Do all agencies accelerate awards at the end of Q2?

Not universally, but the pattern appears frequently enough to be strategically significant. Agencies with strong budget execution targets, requirements maturing through Q1 and early Q2, and internal timelines creating June deadlines tend to show acceleration patterns. Track your target agencies specifically to understand their individual patterns rather than assuming all agencies behave identically.

Should I pursue every opportunity that appears in June, even with short timelines?

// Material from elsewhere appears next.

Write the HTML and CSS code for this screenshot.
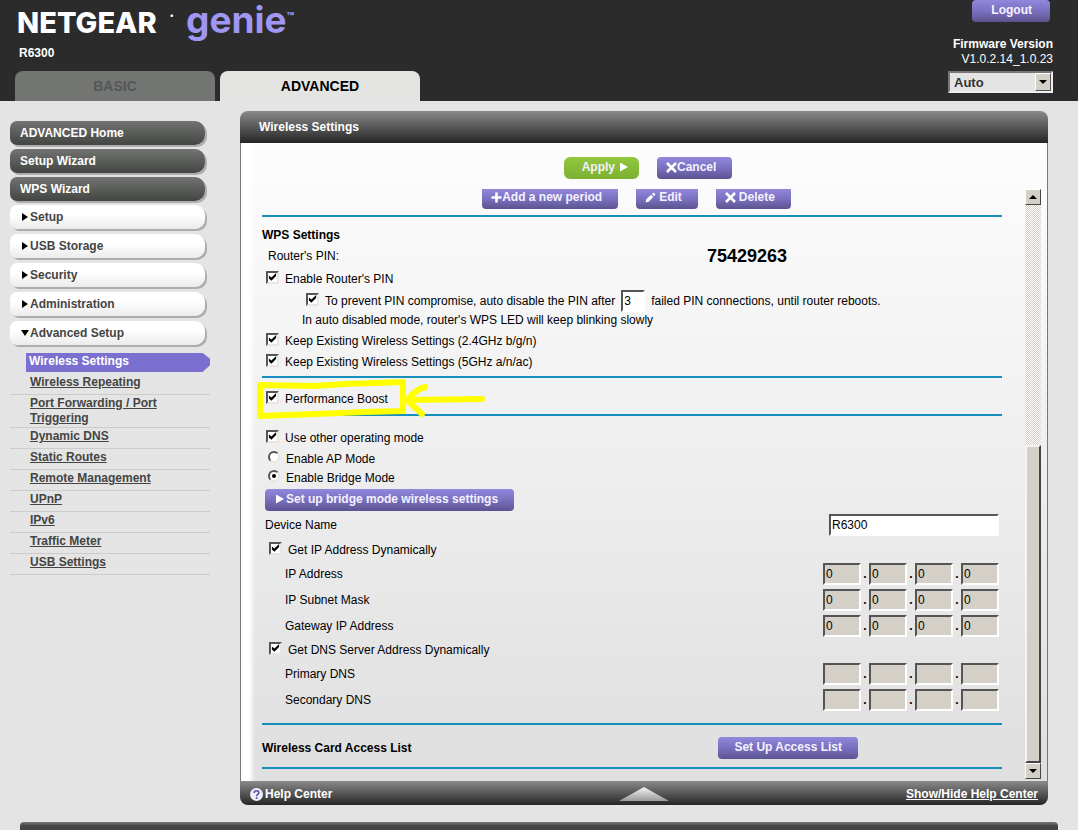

No. Compressed timelines actually require more selectivity, not less. Your capacity to develop quality proposals on short notice is limited, which means strategic pursuit decisions become even more important. Focus on opportunities where you're genuinely competitive and can deliver excellent proposals rather than spreading thin across multiple marginal opportunities.

What if I haven't built relationships with agencies before June?

Focus on opportunities where your capabilities and past performance create strong competitive positioning even without prior relationships. Use June to build positioning for Q3 and Q4 by attending industry days, making introductions, and establishing presence for future opportunities rather than expecting cold outreach during active procurement to create immediate wins.

How short can solicitation windows get during acceleration periods?

Simplified acquisitions can compress to 10-15 days. Larger contracts rarely go below 20-30 days, even during acceleration, because evaluation complexity requires time regardless of agency urgency. The key is having materials ready, so any timeline above 10 days is manageable with quality proposal development.